Humiliation has led to Terrorism
Humiliation has led to terrorism. As some may wrongly think, this is not a question of social status. Like the revolutionaries of late-nineteenth-century Europe, the terrorists of the twenty-first century are not recruited among the poorest strata. In fact, their level of affluence and education is usually average—if not above average. At the same time, for the West to cover all terrorists with the same blanket would be a terrible mistake to make. The declaration of a “Global War on Terror” that followed 9/11 may have been emotionally understandable from an American point of view, but it was a policy doomed to failure.

Terrorism is not an enemy that can be vanquished. It is a violent tactic that will continue to be used as long as it is deemed effective. And though the ‘War on Terror’ can never be won—in the sense of eradicating terrorism completely, once and for all—terrorists also never win. Only their targets can defeat themselves, by losing faith in their cause or by violating the values for which they stand in their fight against terrorism.

Descent into Chaos?
In 2015, the Middle East seems to be descending into utter chaos. It has long been one of the most problematic parts of the world, but this time the region gives the impression of outdoing itself in going beyond our worst predictions.
What is happening, and why?
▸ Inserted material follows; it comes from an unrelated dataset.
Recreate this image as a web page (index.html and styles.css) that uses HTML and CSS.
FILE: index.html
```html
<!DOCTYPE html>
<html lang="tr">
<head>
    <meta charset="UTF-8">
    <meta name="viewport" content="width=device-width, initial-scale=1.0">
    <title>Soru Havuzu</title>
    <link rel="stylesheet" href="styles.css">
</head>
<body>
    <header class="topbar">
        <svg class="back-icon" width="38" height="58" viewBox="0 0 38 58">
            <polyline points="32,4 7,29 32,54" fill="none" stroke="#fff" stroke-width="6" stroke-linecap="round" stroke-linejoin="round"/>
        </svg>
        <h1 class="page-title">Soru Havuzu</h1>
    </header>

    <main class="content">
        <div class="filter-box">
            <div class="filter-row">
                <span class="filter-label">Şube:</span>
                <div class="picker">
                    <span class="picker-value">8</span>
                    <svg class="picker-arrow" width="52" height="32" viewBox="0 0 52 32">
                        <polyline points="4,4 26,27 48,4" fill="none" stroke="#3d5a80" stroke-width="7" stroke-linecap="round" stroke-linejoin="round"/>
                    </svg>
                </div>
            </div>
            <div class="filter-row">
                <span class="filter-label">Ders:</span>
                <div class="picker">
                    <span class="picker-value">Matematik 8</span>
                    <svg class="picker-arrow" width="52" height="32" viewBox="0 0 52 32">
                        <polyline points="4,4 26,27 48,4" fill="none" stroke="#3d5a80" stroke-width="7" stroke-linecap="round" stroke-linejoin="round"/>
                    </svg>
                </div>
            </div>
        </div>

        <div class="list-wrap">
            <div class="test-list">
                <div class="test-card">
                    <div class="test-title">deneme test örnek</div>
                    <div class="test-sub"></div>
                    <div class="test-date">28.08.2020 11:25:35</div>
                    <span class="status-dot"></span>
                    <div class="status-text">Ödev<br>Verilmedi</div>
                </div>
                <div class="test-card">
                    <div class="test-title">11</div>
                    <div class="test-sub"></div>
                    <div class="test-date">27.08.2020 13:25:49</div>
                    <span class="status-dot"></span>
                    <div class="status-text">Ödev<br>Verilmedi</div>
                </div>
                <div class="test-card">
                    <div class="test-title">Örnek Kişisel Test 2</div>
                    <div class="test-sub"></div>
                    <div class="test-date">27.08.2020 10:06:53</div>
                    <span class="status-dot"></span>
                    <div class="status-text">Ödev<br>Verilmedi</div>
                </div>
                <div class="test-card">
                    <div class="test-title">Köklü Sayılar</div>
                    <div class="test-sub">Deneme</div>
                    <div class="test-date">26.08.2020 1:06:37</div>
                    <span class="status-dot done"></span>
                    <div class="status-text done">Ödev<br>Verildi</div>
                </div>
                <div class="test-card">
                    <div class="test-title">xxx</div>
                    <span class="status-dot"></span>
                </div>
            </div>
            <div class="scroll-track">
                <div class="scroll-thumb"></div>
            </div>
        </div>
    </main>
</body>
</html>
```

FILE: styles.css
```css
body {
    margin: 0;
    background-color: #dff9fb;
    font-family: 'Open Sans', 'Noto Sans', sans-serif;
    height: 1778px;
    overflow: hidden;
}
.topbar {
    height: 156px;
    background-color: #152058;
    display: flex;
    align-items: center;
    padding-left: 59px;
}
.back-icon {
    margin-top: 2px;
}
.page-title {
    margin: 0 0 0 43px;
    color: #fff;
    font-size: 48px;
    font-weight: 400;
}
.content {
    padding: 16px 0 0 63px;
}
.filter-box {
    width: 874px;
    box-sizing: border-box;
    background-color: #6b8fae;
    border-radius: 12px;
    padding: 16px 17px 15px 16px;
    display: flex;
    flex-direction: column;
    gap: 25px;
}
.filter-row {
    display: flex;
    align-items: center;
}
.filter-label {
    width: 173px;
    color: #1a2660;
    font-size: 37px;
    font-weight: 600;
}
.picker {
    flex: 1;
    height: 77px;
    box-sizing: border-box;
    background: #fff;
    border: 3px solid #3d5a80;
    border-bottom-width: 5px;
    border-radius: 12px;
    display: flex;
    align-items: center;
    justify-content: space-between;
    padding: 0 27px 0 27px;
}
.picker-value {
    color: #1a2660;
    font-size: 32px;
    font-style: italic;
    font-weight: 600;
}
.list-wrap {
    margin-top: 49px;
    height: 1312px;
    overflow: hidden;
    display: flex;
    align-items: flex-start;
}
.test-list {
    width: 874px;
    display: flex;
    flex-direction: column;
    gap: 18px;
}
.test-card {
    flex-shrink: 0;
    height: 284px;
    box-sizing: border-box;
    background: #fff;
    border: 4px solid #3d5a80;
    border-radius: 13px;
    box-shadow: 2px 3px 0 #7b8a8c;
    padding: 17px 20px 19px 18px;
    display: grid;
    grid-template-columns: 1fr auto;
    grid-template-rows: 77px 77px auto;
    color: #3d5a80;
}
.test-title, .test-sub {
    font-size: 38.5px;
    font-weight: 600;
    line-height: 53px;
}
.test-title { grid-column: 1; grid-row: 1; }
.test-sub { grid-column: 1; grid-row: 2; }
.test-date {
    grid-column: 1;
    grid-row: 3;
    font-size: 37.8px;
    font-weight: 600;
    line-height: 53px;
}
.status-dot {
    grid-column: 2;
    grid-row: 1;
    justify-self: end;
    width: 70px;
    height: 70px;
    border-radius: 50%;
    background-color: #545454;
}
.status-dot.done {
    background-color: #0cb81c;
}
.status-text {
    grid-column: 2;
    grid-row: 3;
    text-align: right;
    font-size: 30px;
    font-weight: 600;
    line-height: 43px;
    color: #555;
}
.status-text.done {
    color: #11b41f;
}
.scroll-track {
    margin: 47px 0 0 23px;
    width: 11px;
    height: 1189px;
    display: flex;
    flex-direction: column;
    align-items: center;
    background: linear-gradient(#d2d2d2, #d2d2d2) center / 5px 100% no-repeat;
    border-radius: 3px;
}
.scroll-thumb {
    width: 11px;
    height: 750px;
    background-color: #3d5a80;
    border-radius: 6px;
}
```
To explain this descent into Hell, three key words are necessary: fragmentation, radicalization, and expansion.


Fragmentation describes the processes taking place before our eyes, as the lines in the sand defined by the Sykes-Picot Agreement of 1916 are being overturned—precisely because they are a product of the West. Should we try to defend them at all costs, or should we accept the fact that they were doomed to be contested, with once strong and despotic regimes being shown that they could not maintain the artificiality of these lines by force? In short, from Syria and Iraq to Libya and Yemen, an irresistible process of fragmentation is taking place. Will it spread further to countries such as Lebanon, or can it be contained?


The answer lies in part in the evolution of a second key word: radicalization. The war that exists first and foremost within the world of Islam has been radicalized and diversified. We are all confronted with archeological layers of conflict—which deepen in front of our eyes. There is the war between Shiites and Sunnis, which in Yemen is inching its way towards a direct military confrontation between Iran and Saudi Arabia. There is the war among Sunnis between fundamentalists and moderates, best seen at work in both Syria and Iraq.
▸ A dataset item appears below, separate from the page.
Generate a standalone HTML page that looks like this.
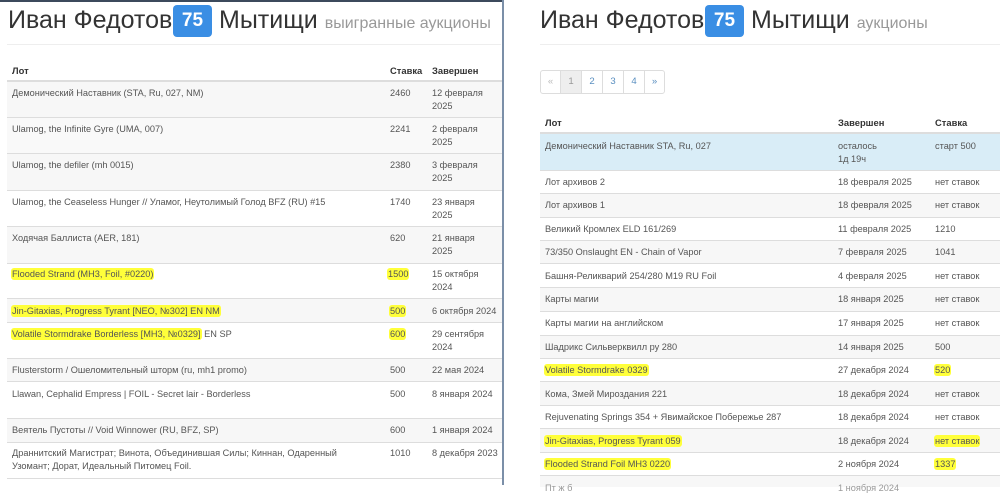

There is also a morbid and brutal competition between fundamentalists groups such as Al-Qaida and ISIS—not to mention smaller ones. They all want to impress the West and attract new recruits through the unique radicalism of their death instincts and their shrewd knowledge of the use of the internet as a propaganda tool. Our role is, of course, to show them that we embrace life more than they embrace death; our resilience will surprise them.


The third key word is expansion. The Middle East is becoming a state of mind. It has affected a new generation of young people, who can either be of Arab or Muslim descent, or converts from Christianity, and who espouse radical Islam in order to give meaning to their lives. It’s the jihadist update of the Cartesian formula: “I kill you, I commit suicide, therefore I exist.”
It is this culture of death—part nihilistic, part fanatical—that attracts them, as they sometimes confuse video games with geopolitical realities. Confronted with such extremists and their wish to destroy the values for which we stand as much as the territories we defend, we must show resilience.


But beyond our Western emotional determination, three principles should serve as our guideposts: we must not underestimate the threat, we must not overreact, and we must not overestimate the challenge.

The ISIS Phenomenon
We were all taken by surprise by the rapid victories of ISIS—in particular in Iraq and Syria—and the fact that they grabbed such large portions of territory so easily. The Islamic State may be neither Islamic nor a state, but it occupies large swaths of land—even if it has had to relinquish 25 percent of the geography it initially took over, losing in the process nearly 75 percent of its sources of revenue (due to the fall of the price of gas and oil and our successful attempts to stop the flow of financial resources to them).


It is also essential not to overreact to the threat they represent. One must not repeat the errors made by the United States, which did too little before 9/11 and too much after. There is a war within the world of Islam. Let us not lose the moderates by declaring that all Muslims are “terrorists.” If we were to follow that path, then the scenario of a clash of civilizations described by Samuel Huntington would become a frightening and destructive reality.


Finally, let us not overestimate the threat represented by ISIS—or Al-Qaida, for that matter. They can inflict terrible harm—mostly on Muslims, as has been the case so far—but they cannot win. What we are witnessing in the Middle East right now are the consequences of a very long cycle of events.


We have to practice containment, if not rollback, against ISIS, being aware of the fact that positive changes-if they come-will be the product of internal forces.


Let us neither repeat our previous mistakes, nor give up hope. Is there light at the end of the tunnel, or will examining the question of ‘what went wrong’ make things even worse?


The Good News
Could the good news come from a possible rapprochement between Washington and Tehran? It is much too early to say. But the majority of Iranian society dreams of such a rapprochement with the United States.


So let us come to the end with an expression of hope, rooted in an undeniable reality. The majority of Muslims are at war against ISIS. In the coming months or years—with our help, of course—they will defeat ISIS. It will be the proof that moderates can win over fanatics, and that a clash of civilizations between the Arab and Muslim world and the West is not ineluctable.